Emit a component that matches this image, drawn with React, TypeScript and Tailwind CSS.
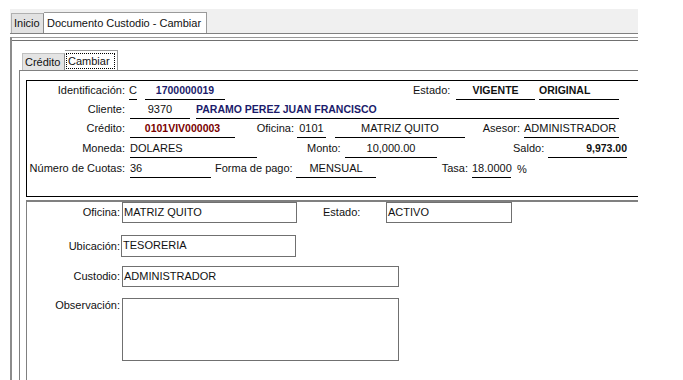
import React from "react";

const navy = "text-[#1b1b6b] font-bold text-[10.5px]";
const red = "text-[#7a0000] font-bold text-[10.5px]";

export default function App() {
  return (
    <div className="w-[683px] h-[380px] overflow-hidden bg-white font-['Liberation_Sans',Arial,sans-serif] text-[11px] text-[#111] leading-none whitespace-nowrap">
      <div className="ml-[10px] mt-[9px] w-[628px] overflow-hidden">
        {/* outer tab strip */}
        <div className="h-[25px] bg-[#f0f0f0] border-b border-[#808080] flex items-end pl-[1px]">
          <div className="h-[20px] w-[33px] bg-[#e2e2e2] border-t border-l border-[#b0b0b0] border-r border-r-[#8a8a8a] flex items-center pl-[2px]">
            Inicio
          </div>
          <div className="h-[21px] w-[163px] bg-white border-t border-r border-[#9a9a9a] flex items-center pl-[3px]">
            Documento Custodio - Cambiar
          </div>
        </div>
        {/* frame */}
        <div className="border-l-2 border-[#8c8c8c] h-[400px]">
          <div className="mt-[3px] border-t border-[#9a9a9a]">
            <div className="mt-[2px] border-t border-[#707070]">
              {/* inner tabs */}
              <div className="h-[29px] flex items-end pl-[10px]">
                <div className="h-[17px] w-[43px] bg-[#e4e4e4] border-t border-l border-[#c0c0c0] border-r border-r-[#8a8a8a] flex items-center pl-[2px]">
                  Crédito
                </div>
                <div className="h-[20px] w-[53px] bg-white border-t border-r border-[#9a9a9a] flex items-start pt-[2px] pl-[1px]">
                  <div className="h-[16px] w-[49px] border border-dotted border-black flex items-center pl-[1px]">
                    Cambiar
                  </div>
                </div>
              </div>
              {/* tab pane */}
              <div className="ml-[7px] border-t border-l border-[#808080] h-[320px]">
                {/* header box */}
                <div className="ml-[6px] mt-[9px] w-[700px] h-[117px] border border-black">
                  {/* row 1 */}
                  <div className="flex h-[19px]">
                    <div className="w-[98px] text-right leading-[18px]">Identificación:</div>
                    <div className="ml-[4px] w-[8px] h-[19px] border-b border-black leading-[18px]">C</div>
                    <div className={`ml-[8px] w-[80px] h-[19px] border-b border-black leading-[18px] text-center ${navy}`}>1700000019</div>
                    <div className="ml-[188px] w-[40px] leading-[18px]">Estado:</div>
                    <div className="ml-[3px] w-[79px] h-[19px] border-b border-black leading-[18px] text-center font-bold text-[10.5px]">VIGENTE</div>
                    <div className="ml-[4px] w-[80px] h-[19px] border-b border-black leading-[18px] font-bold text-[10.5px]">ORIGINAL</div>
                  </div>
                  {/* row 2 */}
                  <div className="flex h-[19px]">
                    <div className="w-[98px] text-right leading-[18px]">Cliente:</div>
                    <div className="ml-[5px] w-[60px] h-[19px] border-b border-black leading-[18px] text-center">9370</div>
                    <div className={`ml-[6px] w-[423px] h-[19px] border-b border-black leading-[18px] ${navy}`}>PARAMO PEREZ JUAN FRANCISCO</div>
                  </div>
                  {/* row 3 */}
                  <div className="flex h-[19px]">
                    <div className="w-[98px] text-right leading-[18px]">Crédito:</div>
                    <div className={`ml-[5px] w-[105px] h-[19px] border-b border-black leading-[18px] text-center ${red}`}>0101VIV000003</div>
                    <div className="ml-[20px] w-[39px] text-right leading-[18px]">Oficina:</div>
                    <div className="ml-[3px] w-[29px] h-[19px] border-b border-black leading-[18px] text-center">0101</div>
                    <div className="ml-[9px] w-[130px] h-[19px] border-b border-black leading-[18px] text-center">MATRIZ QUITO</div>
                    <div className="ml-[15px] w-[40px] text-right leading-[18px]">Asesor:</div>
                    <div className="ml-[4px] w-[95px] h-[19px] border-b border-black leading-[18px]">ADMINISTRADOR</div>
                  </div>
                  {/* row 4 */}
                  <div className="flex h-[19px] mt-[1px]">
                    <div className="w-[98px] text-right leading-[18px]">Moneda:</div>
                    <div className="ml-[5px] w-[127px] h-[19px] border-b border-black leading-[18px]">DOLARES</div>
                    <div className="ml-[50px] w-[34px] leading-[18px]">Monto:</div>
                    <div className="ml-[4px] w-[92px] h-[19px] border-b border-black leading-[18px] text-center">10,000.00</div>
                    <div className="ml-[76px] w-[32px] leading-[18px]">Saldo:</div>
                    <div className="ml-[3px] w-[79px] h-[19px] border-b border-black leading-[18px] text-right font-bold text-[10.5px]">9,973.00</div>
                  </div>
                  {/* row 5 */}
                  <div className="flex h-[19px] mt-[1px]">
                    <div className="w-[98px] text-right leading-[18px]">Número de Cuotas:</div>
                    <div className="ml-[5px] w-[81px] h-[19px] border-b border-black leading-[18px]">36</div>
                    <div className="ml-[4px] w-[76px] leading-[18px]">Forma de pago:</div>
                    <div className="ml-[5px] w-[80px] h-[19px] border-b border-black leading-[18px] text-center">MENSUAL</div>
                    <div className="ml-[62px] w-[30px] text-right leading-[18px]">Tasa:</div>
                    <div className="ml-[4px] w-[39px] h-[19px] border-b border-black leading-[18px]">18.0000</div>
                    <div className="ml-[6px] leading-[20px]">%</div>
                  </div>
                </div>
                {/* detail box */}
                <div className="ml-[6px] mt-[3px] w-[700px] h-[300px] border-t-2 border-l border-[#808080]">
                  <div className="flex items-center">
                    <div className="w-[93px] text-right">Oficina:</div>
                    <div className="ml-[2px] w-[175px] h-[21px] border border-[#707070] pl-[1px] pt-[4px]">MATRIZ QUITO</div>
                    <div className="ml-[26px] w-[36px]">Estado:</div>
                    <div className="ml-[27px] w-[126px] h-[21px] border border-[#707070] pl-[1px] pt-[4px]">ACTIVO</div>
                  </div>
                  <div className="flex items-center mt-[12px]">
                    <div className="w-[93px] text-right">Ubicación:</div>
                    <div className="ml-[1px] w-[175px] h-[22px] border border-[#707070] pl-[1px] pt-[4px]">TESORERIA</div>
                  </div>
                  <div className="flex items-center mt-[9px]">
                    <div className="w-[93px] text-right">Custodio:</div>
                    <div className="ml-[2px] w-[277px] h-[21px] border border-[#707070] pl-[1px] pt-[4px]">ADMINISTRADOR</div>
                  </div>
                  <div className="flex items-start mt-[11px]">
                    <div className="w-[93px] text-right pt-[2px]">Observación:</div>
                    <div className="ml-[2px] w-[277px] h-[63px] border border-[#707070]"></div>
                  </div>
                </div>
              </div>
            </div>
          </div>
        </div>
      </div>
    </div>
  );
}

## What the exercise asks
Write out the full set of lines verbatim, without the pictures.

## Reply to the task
Emit a component that matches this image, drawn with React, TypeScript and Tailwind CSS.
import React from "react";

const navy = "text-[#1b1b6b] font-bold text-[10.5px]";
const red = "text-[#7a0000] font-bold text-[10.5px]";

export default function App() {
  return (
    <div className="w-[683px] h-[380px] overflow-hidden bg-white font-['Liberation_Sans',Arial,sans-serif] text-[11px] text-[#111] leading-none whitespace-nowrap">
      <div className="ml-[10px] mt-[9px] w-[628px] overflow-hidden">
        {/* outer tab strip */}
        <div className="h-[25px] bg-[#f0f0f0] border-b border-[#808080] flex items-end pl-[1px]">
          <div className="h-[20px] w-[33px] bg-[#e2e2e2] border-t border-l border-[#b0b0b0] border-r border-r-[#8a8a8a] flex items-center pl-[2px]">
            Inicio
          </div>
          <div className="h-[21px] w-[163px] bg-white border-t border-r border-[#9a9a9a] flex items-center pl-[3px]">
            Documento Custodio - Cambiar
          </div>
        </div>
        {/* frame */}
        <div className="border-l-2 border-[#8c8c8c] h-[400px]">
          <div className="mt-[3px] border-t border-[#9a9a9a]">
            <div className="mt-[2px] border-t border-[#707070]">
              {/* inner tabs */}
              <div className="h-[29px] flex items-end pl-[10px]">
                <div className="h-[17px] w-[43px] bg-[#e4e4e4] border-t border-l border-[#c0c0c0] border-r border-r-[#8a8a8a] flex items-center pl-[2px]">
                  Crédito
                </div>
                <div className="h-[20px] w-[53px] bg-white border-t border-r border-[#9a9a9a] flex items-start pt-[2px] pl-[1px]">
                  <div className="h-[16px] w-[49px] border border-dotted border-black flex items-center pl-[1px]">
                    Cambiar
                  </div>
                </div>
              </div>
              {/* tab pane */}
              <div className="ml-[7px] border-t border-l border-[#808080] h-[320px]">
                {/* header box */}
                <div className="ml-[6px] mt-[9px] w-[700px] h-[117px] border border-black">
                  {/* row 1 */}
                  <div className="flex h-[19px]">
                    <div className="w-[98px] text-right leading-[18px]">Identificación:</div>
                    <div className="ml-[4px] w-[8px] h-[19px] border-b border-black leading-[18px]">C</div>
                    <div className={`ml-[8px] w-[80px] h-[19px] border-b border-black leading-[18px] text-center ${navy}`}>1700000019</div>
                    <div className="ml-[188px] w-[40px] leading-[18px]">Estado:</div>
                    <div className="ml-[3px] w-[79px] h-[19px] border-b border-black leading-[18px] text-center font-bold text-[10.5px]">VIGENTE</div>
                    <div className="ml-[4px] w-[80px] h-[19px] border-b border-black leading-[18px] font-bold text-[10.5px]">ORIGINAL</div>
                  </div>
                  {/* row 2 */}
                  <div className="flex h-[19px]">
                    <div className="w-[98px] text-right leading-[18px]">Cliente:</div>
                    <div className="ml-[5px] w-[60px] h-[19px] border-b border-black leading-[18px] text-center">9370</div>
                    <div className={`ml-[6px] w-[423px] h-[19px] border-b border-black leading-[18px] ${navy}`}>PARAMO PEREZ JUAN FRANCISCO</div>
                  </div>
                  {/* row 3 */}
                  <div className="flex h-[19px]">
                    <div className="w-[98px] text-right leading-[18px]">Crédito:</div>
                    <div className={`ml-[5px] w-[105px] h-[19px] border-b border-black leading-[18px] text-center ${red}`}>0101VIV000003</div>
                    <div className="ml-[20px] w-[39px] text-right leading-[18px]">Oficina:</div>
                    <div className="ml-[3px] w-[29px] h-[19px] border-b border-black leading-[18px] text-center">0101</div>
                    <div className="ml-[9px] w-[130px] h-[19px] border-b border-black leading-[18px] text-center">MATRIZ QUITO</div>
                    <div className="ml-[15px] w-[40px] text-right leading-[18px]">Asesor:</div>
                    <div className="ml-[4px] w-[95px] h-[19px] border-b border-black leading-[18px]">ADMINISTRADOR</div>
                  </div>
                  {/* row 4 */}
                  <div className="flex h-[19px] mt-[1px]">
                    <div className="w-[98px] text-right leading-[18px]">Moneda:</div>
                    <div className="ml-[5px] w-[127px] h-[19px] border-b border-black leading-[18px]">DOLARES</div>
                    <div className="ml-[50px] w-[34px] leading-[18px]">Monto:</div>
                    <div className="ml-[4px] w-[92px] h-[19px] border-b border-black leading-[18px] text-center">10,000.00</div>
                    <div className="ml-[76px] w-[32px] leading-[18px]">Saldo:</div>
                    <div className="ml-[3px] w-[79px] h-[19px] border-b border-black leading-[18px] text-right font-bold text-[10.5px]">9,973.00</div>
                  </div>
                  {/* row 5 */}
                  <div className="flex h-[19px] mt-[1px]">
                    <div className="w-[98px] text-right leading-[18px]">Número de Cuotas:</div>
                    <div className="ml-[5px] w-[81px] h-[19px] border-b border-black leading-[18px]">36</div>
                    <div className="ml-[4px] w-[76px] leading-[18px]">Forma de pago:</div>
                    <div className="ml-[5px] w-[80px] h-[19px] border-b border-black leading-[18px] text-center">MENSUAL</div>
                    <div className="ml-[62px] w-[30px] text-right leading-[18px]">Tasa:</div>
                    <div className="ml-[4px] w-[39px] h-[19px] border-b border-black leading-[18px]">18.0000</div>
                    <div className="ml-[6px] leading-[20px]">%</div>
                  </div>
                </div>
                {/* detail box */}
                <div className="ml-[6px] mt-[3px] w-[700px] h-[300px] border-t-2 border-l border-[#808080]">
                  <div className="flex items-center">
                    <div className="w-[93px] text-right">Oficina:</div>
                    <div className="ml-[2px] w-[175px] h-[21px] border border-[#707070] pl-[1px] pt-[4px]">MATRIZ QUITO</div>
                    <div className="ml-[26px] w-[36px]">Estado:</div>
                    <div className="ml-[27px] w-[126px] h-[21px] border border-[#707070] pl-[1px] pt-[4px]">ACTIVO</div>
                  </div>
                  <div className="flex items-center mt-[12px]">
                    <div className="w-[93px] text-right">Ubicación:</div>
                    <div className="ml-[1px] w-[175px] h-[22px] border border-[#707070] pl-[1px] pt-[4px]">TESORERIA</div>
                  </div>
                  <div className="flex items-center mt-[9px]">
                    <div className="w-[93px] text-right">Custodio:</div>
                    <div className="ml-[2px] w-[277px] h-[21px] border border-[#707070] pl-[1px] pt-[4px]">ADMINISTRADOR</div>
                  </div>
                  <div className="flex items-start mt-[11px]">
                    <div className="w-[93px] text-right pt-[2px]">Observación:</div>
                    <div className="ml-[2px] w-[277px] h-[63px] border border-[#707070]"></div>
                  </div>
                </div>
              </div>
            </div>
          </div>
        </div>
      </div>
    </div>
  );
}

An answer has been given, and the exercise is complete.